As the credits roll, Big Bird and Barkley go back in Chinatown, Manhattan, and there is one last chuckle from Xiao Fu.

==Origins==
In his memoir, Caroll Spinney (the puppeteer who plays Big Bird and Oscar the Grouch) notes that he was inspired to pitch the special to Children's Television Workshop after visiting China on a tour with Bob Hope. This first trip was to film the Bob Hope on the Road to China, a two-hour NBC special airing September 16, 1979. The special featured Big Bird, along with the likes of Shields and Yarnell and Mikhail Baryshnikov, with musical numbers by Peaches & Herb and Crystal Gayle. It was produced by James Lipton.

Spinney devised the storyline and suggested locations for Big Bird in China. However, the program's credits do not acknowledge this and instead state, "Created by Jon Stone". Spinney also notes that, when filming on location in Beijing, Guilin, and Suzhou, he experienced much tension and difficulty due to animosity from Stone.

==Cast==
- Caroll Spinney as Big Bird and Oscar the Grouch
- Frank Oz as Bert, Cookie Monster and Grover
- Jerry Nelson as Two-Headed Monster #1, Oscar the Grouch (assistant) and Cookie Monster (assistant)
- Brian Muehl as Barkley and Telly (Original 1983 Version)
- Jim Henson as Ernie
- Richard Hunt as Two-Headed Monster #2, Ernie (assistant) and Telly (assistant)
- Martin P. Robinson as Telly (2004 Version)
- Cheryl Blalock as Additional Muppet Performer
- Ed Christie as Additional Muppet Performer
- Ouyang Lianzi (Lisa Ouyang) as Xiao Fu
- Katherine Lakoski as the Singing Phoenix
- Lu Ja-Lin as the Dancing Phoenix
- Arabella Hong as the Shopkeeper
- Ting Bao-Yi and Wang Kwan-Wei as the Lion Dogs
- Hua Ziu Ping as the Storyteller
- Chou Yi-Ping, Liu Xio-Shen, Zhang Xin-Tien, Xu Tien-Ed, Quan She-Zhen, Li Jiang, Lu Fu-Hai and Wu Chi-Lian as the Monkey Kings (Sun Wukong)

==Awards==
- Won the 1983 Emmy for Outstanding Children's Program.

==Production==
Lisa Ou, who played Xiao Foo, did not understand a single word of English when she acted her scenes. She memorized the sounds.

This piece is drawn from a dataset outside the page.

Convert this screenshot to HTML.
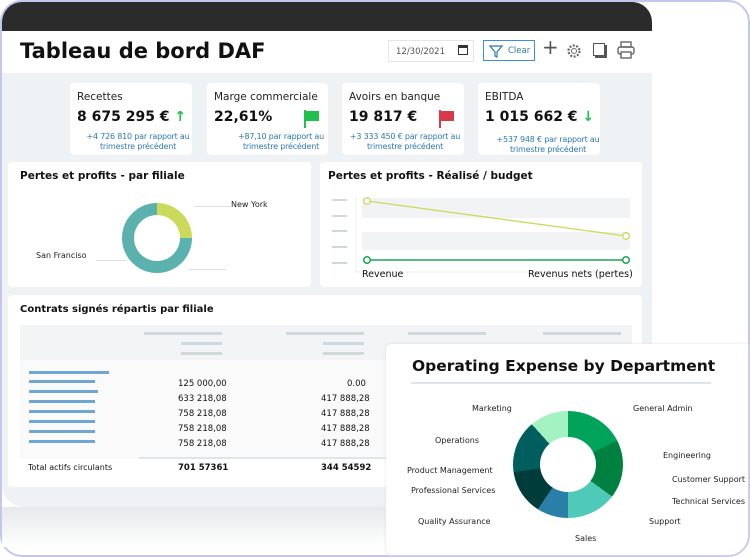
<!DOCTYPE html>
<html><head><meta charset="utf-8"><style>
*{margin:0;padding:0;box-sizing:border-box}
body{width:750px;height:557px;overflow:hidden;background:#fff;font-family:"DejaVu Sans","Liberation Sans",sans-serif;position:relative;color:#111}
.frame{position:absolute;left:0;top:0;width:750px;height:557px;border:2px solid #c4c6f2;border-radius:22px}
.dev{position:absolute;left:2px;top:2px;width:650px;height:505px;border-radius:20px 20px 0 22px;overflow:hidden;background:#eef2f4}
.top{position:absolute;left:0;top:0;width:650px;height:29px;background:#2b2b2b}
.hdr{position:absolute;left:0;top:29px;width:650px;height:42px;background:#fff}
.abs{position:absolute}
.card{position:absolute;background:#fff;border-radius:4px}
.kt{font-size:10.5px;color:#222;position:absolute;left:7px;top:8px}
.kv{font-size:14px;font-weight:bold;position:absolute;left:7px;top:26px}
.ks{font-size:8px;color:#2b78b7;position:absolute;text-align:center;line-height:10px;letter-spacing:-0.2px}
.pt{font-size:10.5px;font-weight:bold;position:absolute}
.lbl{font-size:8px;color:#222;position:absolute}
.bar{position:absolute;height:3px;background:#cfd8dd}
.bb{position:absolute;height:3px;background:#6fa6d3;left:26px}
.num{font-size:8.5px;position:absolute}
</style></head><body>
<div class="frame"></div>
<div class="dev">
 <div class="top"></div>
 <div class="hdr">
  <div class="abs" style="left:18px;top:8px;font-size:21px;font-weight:bold">Tableau de bord DAF</div>
  <div class="abs" style="left:386px;top:9px;width:86px;height:22px;border:1px solid #e2e6e8;font-size:8.5px;color:#555;padding:6px 0 0 7px">12/30/2021</div>
  <div class="abs" style="left:456px;top:14px;width:10px;height:10px;border:1px solid #333;border-top:3px solid #333"></div>
  <div class="abs" style="left:481px;top:9px;width:52px;height:21px;border:1px solid #3d8fd0;font-size:8.5px;color:#2b78b7;padding:5px 0 0 24px">Clear</div>
  <svg class="abs" style="left:487px;top:13px" width="14" height="14"><path d="M1 2h12l-5 6v5l-2-1V8z" fill="none" stroke="#2b78b7" stroke-width="1.2"/></svg>
  <div class="abs" style="left:540px;top:4px;font-size:20px;color:#555">+</div>
  <svg class="abs" style="left:563px;top:11px" width="18" height="18"><circle cx="9" cy="9" r="5.5" fill="none" stroke="#666" stroke-width="2.2" stroke-dasharray="2 1.5"/><circle cx="9" cy="9" r="2.5" fill="none" stroke="#666"/></svg>
  <div class="abs" style="left:591px;top:12px;width:12px;height:13px;border:1.5px solid #555;box-shadow:2px 2px 0 #555"></div>
  <svg class="abs" style="left:615px;top:10px" width="18" height="18"><rect x="4" y="1" width="10" height="5" fill="none" stroke="#666" stroke-width="1.4"/><rect x="1" y="6" width="16" height="7" rx="2" fill="none" stroke="#666" stroke-width="1.4"/><rect x="4" y="11" width="10" height="6" fill="#fff" stroke="#666" stroke-width="1.4"/></svg>
 </div>
 <div class="card" style="left:68px;top:81px;width:122px;height:72px"><div class="kt">Recettes</div><div class="kv">8 675 295 €<span style="color:#1fc04b"> ↑</span></div><div class="ks" style="left:10px;top:49px;width:116px">+4 726 810 par rapport au trimestre précédent</div></div>
 <div class="card" style="left:205px;top:81px;width:121px;height:72px"><div class="kt">Marge commerciale</div><div class="kv">22,61%</div><svg class="abs" style="left:96px;top:26px" width="18" height="20"><path d="M2 1v18" stroke="#1fc04b" stroke-width="2"/><path d="M3 2h13v10H3z" fill="#1fc04b"/></svg><div class="ks" style="left:18px;top:49px;width:112px">+87,10 par rapport au trimestre précédent</div></div>
 <div class="card" style="left:340px;top:81px;width:122px;height:72px"><div class="kt">Avoirs en banque</div><div class="kv">19 817 €</div><svg class="abs" style="left:96px;top:26px" width="18" height="20"><path d="M2 1v18" stroke="#d93a4a" stroke-width="2"/><path d="M3 2h13v10H3z" fill="#d93a4a"/></svg><div class="ks" style="left:2px;top:49px;width:122px">+3 333 450 € par rapport au trimestre précédent</div></div>
 <div class="card" style="left:476px;top:81px;width:122px;height:72px"><div class="kt">EBITDA</div><div class="kv">1 015 662 €<span style="color:#1fc04b"> ↓</span></div><div class="ks" style="left:8px;top:52px;width:124px">+537 948 € par rapport au trimestre précédent</div></div>

 <div class="card" style="left:6px;top:160px;width:303px;height:125px">
  <div class="pt" style="left:12px;top:8px">Pertes et profits - par filiale</div>
  <div class="abs" style="left:114px;top:41px;width:70px;height:70px;border-radius:50%;background:conic-gradient(#cbda5a 0 90deg,#5ab1ae 90deg 360deg)"></div>
  <div class="abs" style="left:126px;top:53px;width:46px;height:46px;border-radius:50%;background:#fff"></div>
  <div class="lbl" style="left:223px;top:38px">New York</div>
  <div class="lbl" style="left:28px;top:89px">San Franciso</div>
  <div class="abs" style="left:186px;top:44px;width:36px;height:1px;background:#dde"></div>
  <div class="abs" style="left:88px;top:98px;width:30px;height:1px;background:#dde"></div>
  <div class="abs" style="left:180px;top:107px;width:38px;height:1px;background:#dde"></div>
 </div>
 <div class="card" style="left:318px;top:160px;width:322px;height:125px">
  <div class="pt" style="left:8px;top:8px">Pertes et profits - Réalisé / budget</div>
  <div class="abs" style="left:42px;top:36px;width:268px;height:20px;background:#f2f3f4"></div>
  <div class="abs" style="left:42px;top:70px;width:268px;height:18px;background:#f2f3f4"></div>
  <div class="bar" style="left:12px;top:37px;width:15px;height:1.5px"></div><div class="bar" style="left:12px;top:53px;width:15px;height:1.5px"></div><div class="bar" style="left:12px;top:68px;width:15px;height:1.5px"></div><div class="bar" style="left:12px;top:84px;width:15px;height:1.5px"></div><div class="bar" style="left:12px;top:100px;width:15px;height:1.5px"></div>
  <svg class="abs" style="left:0;top:0" width="322" height="125"><path d="M36 35v75h276" fill="none" stroke="#eef0f1"/><line x1="47" y1="39" x2="306" y2="74" stroke="#cbda5a" stroke-width="1.3"/><line x1="47" y1="98" x2="306" y2="98" stroke="#1aa653" stroke-width="1.5"/><circle cx="47" cy="39" r="3.3" fill="#fff" stroke="#cbda5a" stroke-width="1.3"/><circle cx="306" cy="74" r="3.3" fill="#fff" stroke="#cbda5a" stroke-width="1.3"/><circle cx="47" cy="98" r="3.3" fill="#fff" stroke="#1aa653" stroke-width="1.5"/><circle cx="306" cy="98" r="3.3" fill="#fff" stroke="#1aa653" stroke-width="1.5"/></svg>
  <div class="abs" style="left:42px;top:107px;font-size:9.5px">Revenue</div>
  <div class="abs" style="left:208px;top:107px;font-size:9.5px">Revenus nets (pertes)</div>
 </div>
 <div class="card" style="left:6px;top:293px;width:634px;height:192px">
  <div class="pt" style="left:12px;top:9px;font-size:10px">Contrats signés répartis par filiale</div>
  <div class="abs" style="left:12px;top:30px;width:612px;height:35px;background:#f3f4f5"></div>
  <div class="abs" style="left:12px;top:65px;width:612px;height:99px;background:#fafafa"></div>
  <div class="abs" style="left:131px;top:162px;width:493px;height:2px;background:#dfe5e8"></div>
  <div class="bar" style="left:136px;top:37px;width:78px"></div><div class="bar" style="left:173px;top:47px;width:41px"></div><div class="bar" style="left:173px;top:57px;width:41px"></div>
  <div class="bar" style="left:278px;top:37px;width:78px"></div><div class="bar" style="left:315px;top:47px;width:41px"></div><div class="bar" style="left:315px;top:57px;width:41px"></div>
  <div class="bar" style="left:400px;top:37px;width:78px"></div><div class="bar" style="left:535px;top:37px;width:78px"></div>
  <div class="bb" style="left:21px;top:76px;width:80px"></div><div class="bb" style="left:21px;top:85px;width:66px"></div><div class="bb" style="left:21px;top:95px;width:69px"></div><div class="bb" style="left:21px;top:105px;width:66px"></div><div class="bb" style="left:21px;top:115px;width:66px"></div><div class="bb" style="left:21px;top:125px;width:66px"></div><div class="bb" style="left:21px;top:135px;width:66px"></div><div class="bb" style="left:21px;top:145px;width:66px"></div>
  <div class="num" style="left:170px;top:84px">125 000,00</div><div class="num" style="left:170px;top:99px">633 218,08</div><div class="num" style="left:170px;top:114px">758 218,08</div><div class="num" style="left:170px;top:129px">758 218,08</div><div class="num" style="left:170px;top:144px">758 218,08</div>
  <div class="num" style="left:339px;top:84px">0.00</div><div class="num" style="left:313px;top:99px">417 888,28</div><div class="num" style="left:313px;top:114px">417 888,28</div><div class="num" style="left:313px;top:129px">417 888,28</div><div class="num" style="left:313px;top:144px">417 888,28</div>
  <div class="num" style="left:20px;top:168px;font-size:8px">Total actifs circulants</div>
  <div class="num" style="left:170px;top:168px;font-weight:bold">701 57361</div><div class="num" style="left:313px;top:168px;font-weight:bold">344 54592</div>
 </div>
</div>
<div class="abs" style="left:2px;top:507px;width:650px;height:40px;background:linear-gradient(#e6e8ea,#fff)"></div>
<div class="abs" style="left:386px;top:344px;width:362px;height:211px;background:#fff;border-radius:6px 0 20px 6px;box-shadow:0 0 3px #dde"></div>
<div class="abs" style="left:412px;top:357px;font-size:15.5px;font-weight:bold">Operating Expense by Department</div>
<div class="abs" style="left:411px;top:382px;width:300px;height:2px;background:#dfe5e8"></div>
<div class="abs" style="left:513px;top:411px;width:110px;height:107px;border-radius:50%;background:conic-gradient(#00a35a 0 64deg,#00813f 64deg 126deg,#4fc9b8 126deg 180deg,#2a7fa8 180deg 214deg,#003c3a 214deg 262deg,#005f5e 262deg 318deg,#a4f1c1 318deg 360deg)"></div>
<div class="abs" style="left:540px;top:437px;width:56px;height:55px;border-radius:50%;background:#fff"></div>
<div class="lbl" style="left:472px;top:404px">Marketing</div>
<div class="lbl" style="left:633px;top:404px">General Admin</div>
<div class="lbl" style="left:435px;top:436px">Operations</div>
<div class="lbl" style="left:663px;top:451px">Engineering</div>
<div class="lbl" style="left:407px;top:466px">Product Management</div>
<div class="lbl" style="left:672px;top:475px">Customer Support</div>
<div class="lbl" style="left:411px;top:486px">Professional Services</div>
<div class="lbl" style="left:672px;top:497px">Technical Services</div>
<div class="lbl" style="left:418px;top:517px">Quality Assurance</div>
<div class="lbl" style="left:649px;top:517px">Support</div>
<div class="lbl" style="left:575px;top:534px">Sales</div>
</body></html>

Film production took place in 3 cities: Beijing (the Great Wall, animal sculpture), Guilin (the Glass Chessboard, headless buffalo) and Suzhou (the storyteller).

Scenes at the Great Wall took place early morning around 4AM due to heavy tourism crowds.

Carroll mentioned in the 2013 documentary "Being Big Bird" that Lisa Ou learned all her lines one by one while filming. He would repeat the lines and she would repeating stating "she probably didn't know what she was saying but she was very smart." Carroll and Lisa Ou were also re-united for the documentary for the first time in about 30 years.

This is the only film Lisa Ou acted in.